**Task requirements**
Every record below should be transcribed exactly. Omit the images.

**Records to use**
###

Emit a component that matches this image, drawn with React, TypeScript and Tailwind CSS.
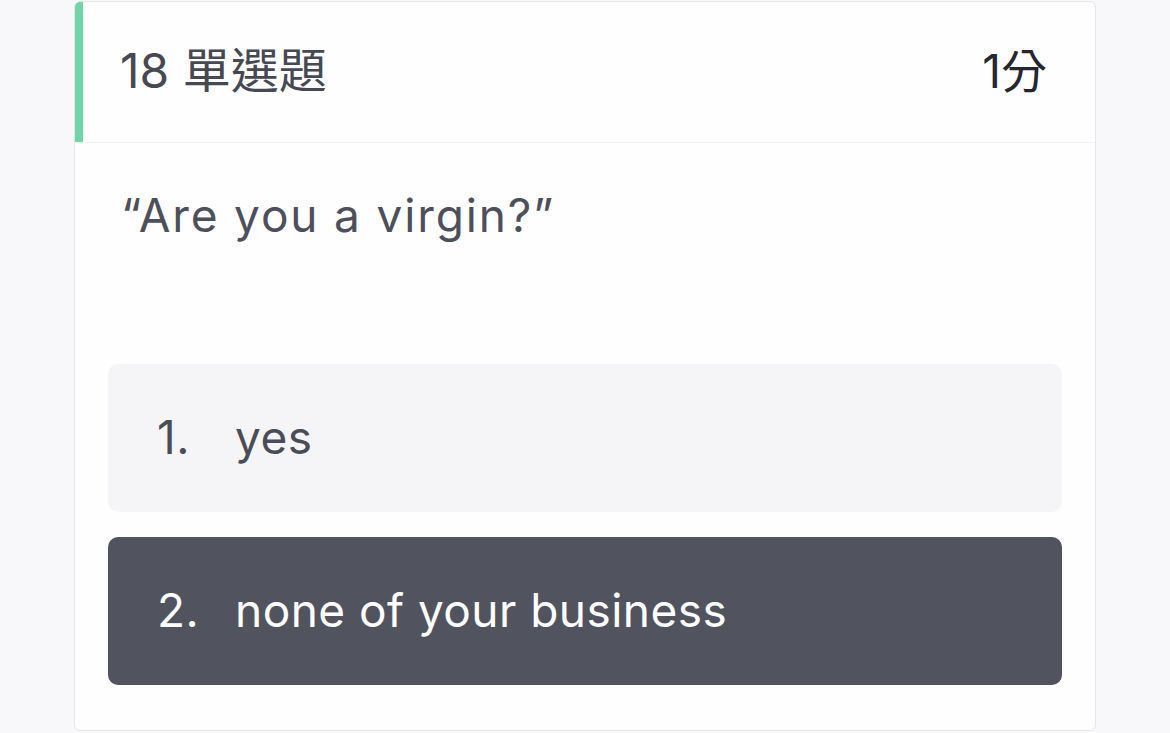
import React from 'react';

const options = [
  { no: '1.', text: 'yes', selected: false },
  { no: '2.', text: 'none of your business', selected: true },
];

export default function App() {
  return (
    <div
      className="w-full h-[733px] overflow-hidden bg-[#f8f7fa] pl-[74px] pt-px"
      style={{ fontFamily: 'Inter, "Noto Sans CJK TC", sans-serif' }}
    >
      <div className="w-[1022px] h-[730px] bg-[#fefefe] border border-[#e6e6ea] rounded-md overflow-hidden flex flex-col">
        {/* Header */}
        <div className="h-[141px] flex items-stretch border-b border-[#f2f2f5] shrink-0">
          <div className="w-[9px] bg-[#6fd6a9] -ml-px" />
          <div className="flex-1 flex items-center justify-between pl-[37px] pr-[48px] pb-[2px]">
            <span className="text-[48px] text-[#464853]">18 單選題</span>
            <span className="text-[46px] text-[#25262e]">1分</span>
          </div>
        </div>

        {/* Question */}
        <div className="px-[46px] pt-[48px] text-[46px] leading-[48px] tracking-[0.04em] text-[#4d4f5b]">
          “Are you a virgin?”
        </div>

        {/* Options */}
        <div className="mt-[125px] px-[33px] flex flex-col gap-[25px]">
          {options.map(o => (
            <div
              key={o.no}
              className={`h-[148px] rounded-[10px] flex items-center pl-[49px] pb-[2px] text-[46px] tracking-[0.01em] ${
                o.selected ? 'bg-[#51545f] text-white' : 'bg-[#f5f5f7] text-[#4a4c58]'
              }`}
            >
              <span className="w-[78px] shrink-0">{o.no}</span>
              <span>{o.text}</span>
            </div>
          ))}
        </div>
      </div>
    </div>
  );
}
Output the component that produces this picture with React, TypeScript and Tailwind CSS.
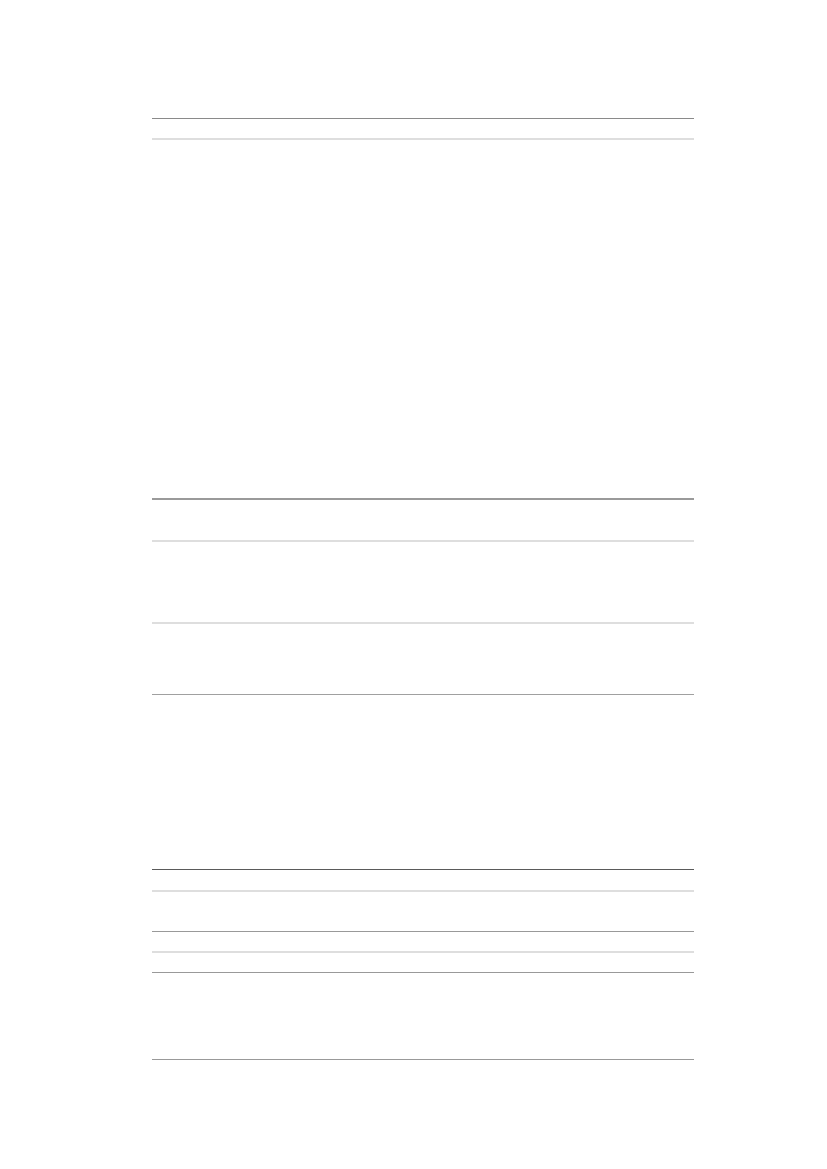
export default function App() {
  // rule lines only; the page body holds no visible text
  const rows: { h: string; line: string }[] = [
    { h: 'h-[20px]', line: 'border-t border-[#8a8a8a]' },
    { h: 'h-[360px]', line: 'border-t-2 border-[#dedede]' },
    { h: 'h-[42px]', line: 'border-t-2 border-[#9a9a9a]' },
    { h: 'h-[82px]', line: 'border-t-2 border-[#dedede]' },
    { h: 'h-[72px]', line: 'border-t-2 border-[#dedede]' },
    { h: 'h-[175px]', line: 'border-t border-[#a0a0a0]' },
    { h: 'h-[21px]', line: 'border-t border-[#5a5a5a]' },
    { h: 'h-[41px]', line: 'border-t-2 border-[#dedede]' },
    { h: 'h-[20px]', line: 'border-t border-[#999999]' },
    { h: 'h-[21px]', line: 'border-t-2 border-[#dedede]' },
    { h: 'h-[87px]', line: 'border-t border-[#999999]' },
    { h: 'h-[1px]', line: 'border-t border-[#999999]' },
  ];
  return (
    <div className="min-h-[1169px] bg-white pt-[118px] pl-[152px]">
      <div className="flex w-[542px] flex-col">
        {rows.map((r, i) => (
          <div key={i} className={`${r.h} ${r.line}`} />
        ))}
      </div>
    </div>
  );
}
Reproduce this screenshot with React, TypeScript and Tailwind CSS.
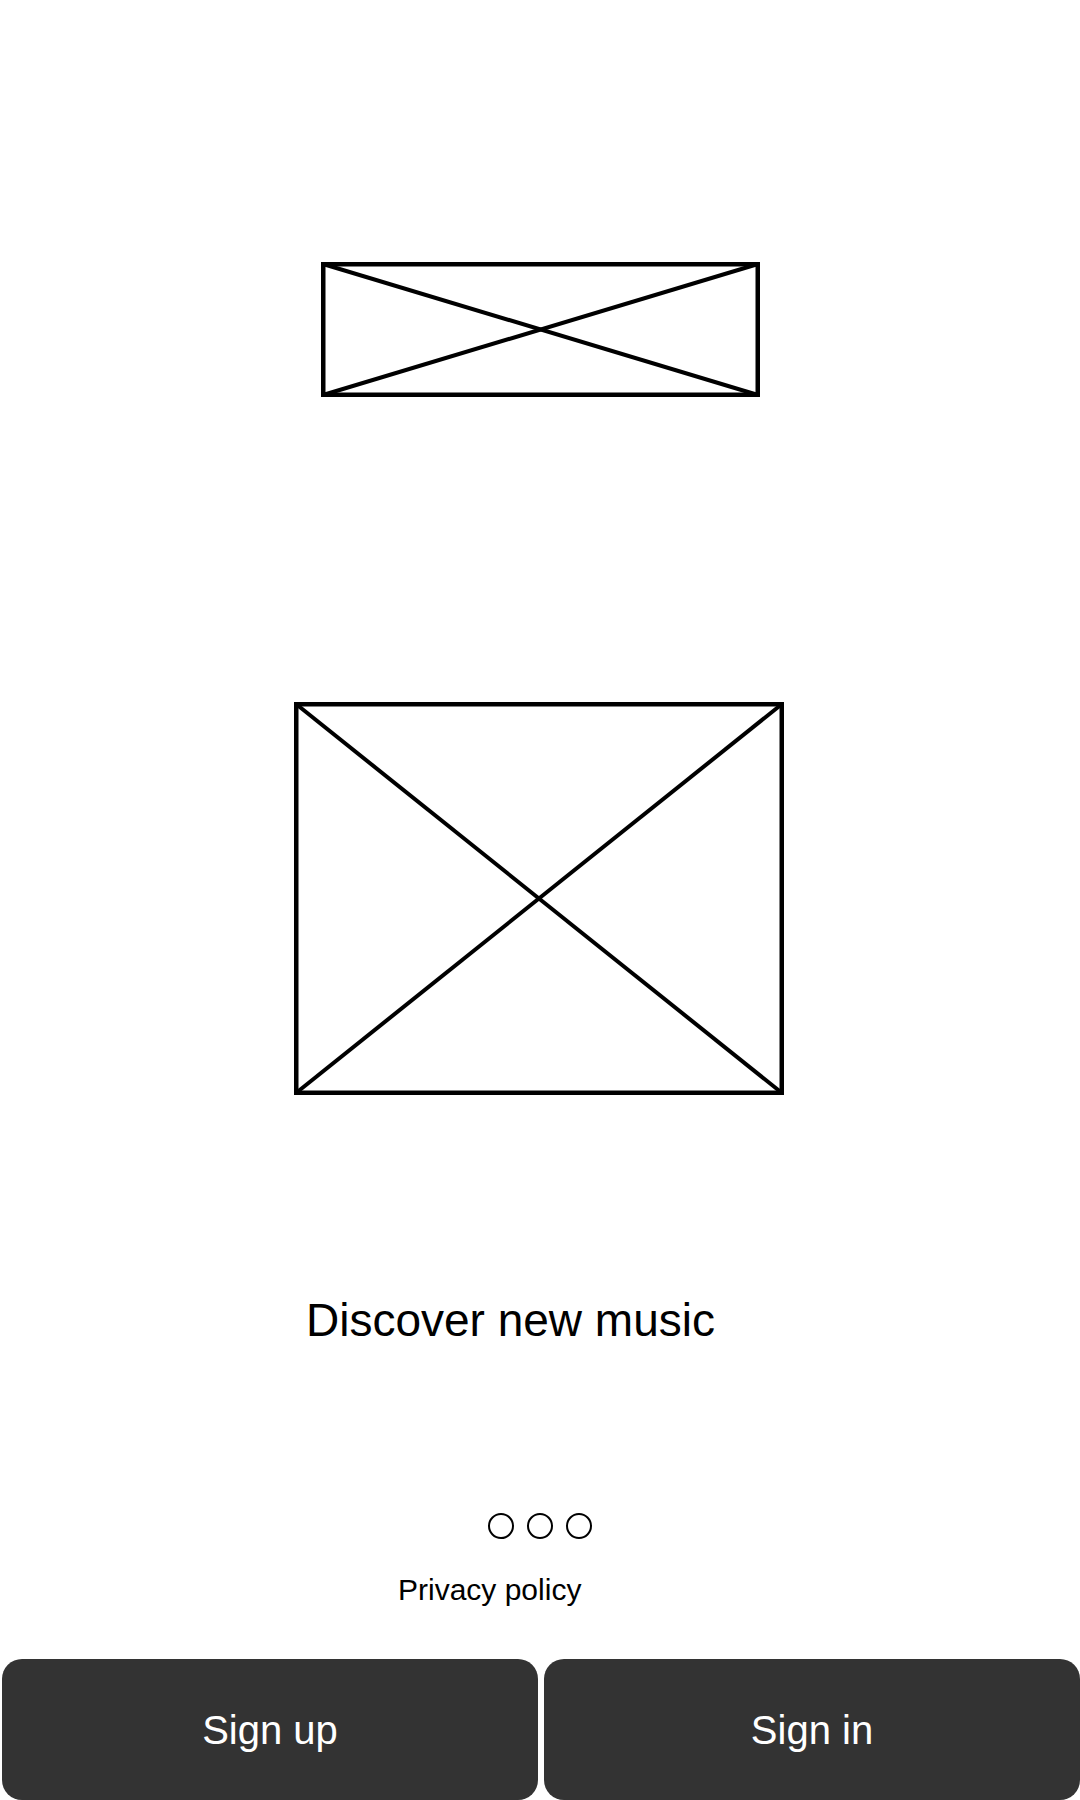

###

**Response below**
Emit a component that matches this image, drawn with React, TypeScript and Tailwind CSS.
import React from 'react';

const options = [
  { no: '1.', text: 'yes', selected: false },
  { no: '2.', text: 'none of your business', selected: true },
];

export default function App() {
  return (
    <div
      className="w-full h-[733px] overflow-hidden bg-[#f8f7fa] pl-[74px] pt-px"
      style={{ fontFamily: 'Inter, "Noto Sans CJK TC", sans-serif' }}
    >
      <div className="w-[1022px] h-[730px] bg-[#fefefe] border border-[#e6e6ea] rounded-md overflow-hidden flex flex-col">
        {/* Header */}
        <div className="h-[141px] flex items-stretch border-b border-[#f2f2f5] shrink-0">
          <div className="w-[9px] bg-[#6fd6a9] -ml-px" />
          <div className="flex-1 flex items-center justify-between pl-[37px] pr-[48px] pb-[2px]">
            <span className="text-[48px] text-[#464853]">18 單選題</span>
            <span className="text-[46px] text-[#25262e]">1分</span>
          </div>
        </div>

        {/* Question */}
        <div className="px-[46px] pt-[48px] text-[46px] leading-[48px] tracking-[0.04em] text-[#4d4f5b]">
          “Are you a virgin?”
        </div>

        {/* Options */}
        <div className="mt-[125px] px-[33px] flex flex-col gap-[25px]">
          {options.map(o => (
            <div
              key={o.no}
              className={`h-[148px] rounded-[10px] flex items-center pl-[49px] pb-[2px] text-[46px] tracking-[0.01em] ${
                o.selected ? 'bg-[#51545f] text-white' : 'bg-[#f5f5f7] text-[#4a4c58]'
              }`}
            >
              <span className="w-[78px] shrink-0">{o.no}</span>
              <span>{o.text}</span>
            </div>
          ))}
        </div>
      </div>
    </div>
  );
}
Output the component that produces this picture with React, TypeScript and Tailwind CSS.
export default function App() {
  // rule lines only; the page body holds no visible text
  const rows: { h: string; line: string }[] = [
    { h: 'h-[20px]', line: 'border-t border-[#8a8a8a]' },
    { h: 'h-[360px]', line: 'border-t-2 border-[#dedede]' },
    { h: 'h-[42px]', line: 'border-t-2 border-[#9a9a9a]' },
    { h: 'h-[82px]', line: 'border-t-2 border-[#dedede]' },
    { h: 'h-[72px]', line: 'border-t-2 border-[#dedede]' },
    { h: 'h-[175px]', line: 'border-t border-[#a0a0a0]' },
    { h: 'h-[21px]', line: 'border-t border-[#5a5a5a]' },
    { h: 'h-[41px]', line: 'border-t-2 border-[#dedede]' },
    { h: 'h-[20px]', line: 'border-t border-[#999999]' },
    { h: 'h-[21px]', line: 'border-t-2 border-[#dedede]' },
    { h: 'h-[87px]', line: 'border-t border-[#999999]' },
    { h: 'h-[1px]', line: 'border-t border-[#999999]' },
  ];
  return (
    <div className="min-h-[1169px] bg-white pt-[118px] pl-[152px]">
      <div className="flex w-[542px] flex-col">
        {rows.map((r, i) => (
          <div key={i} className={`${r.h} ${r.line}`} />
        ))}
      </div>
    </div>
  );
}
Reproduce this screenshot with React, TypeScript and Tailwind CSS.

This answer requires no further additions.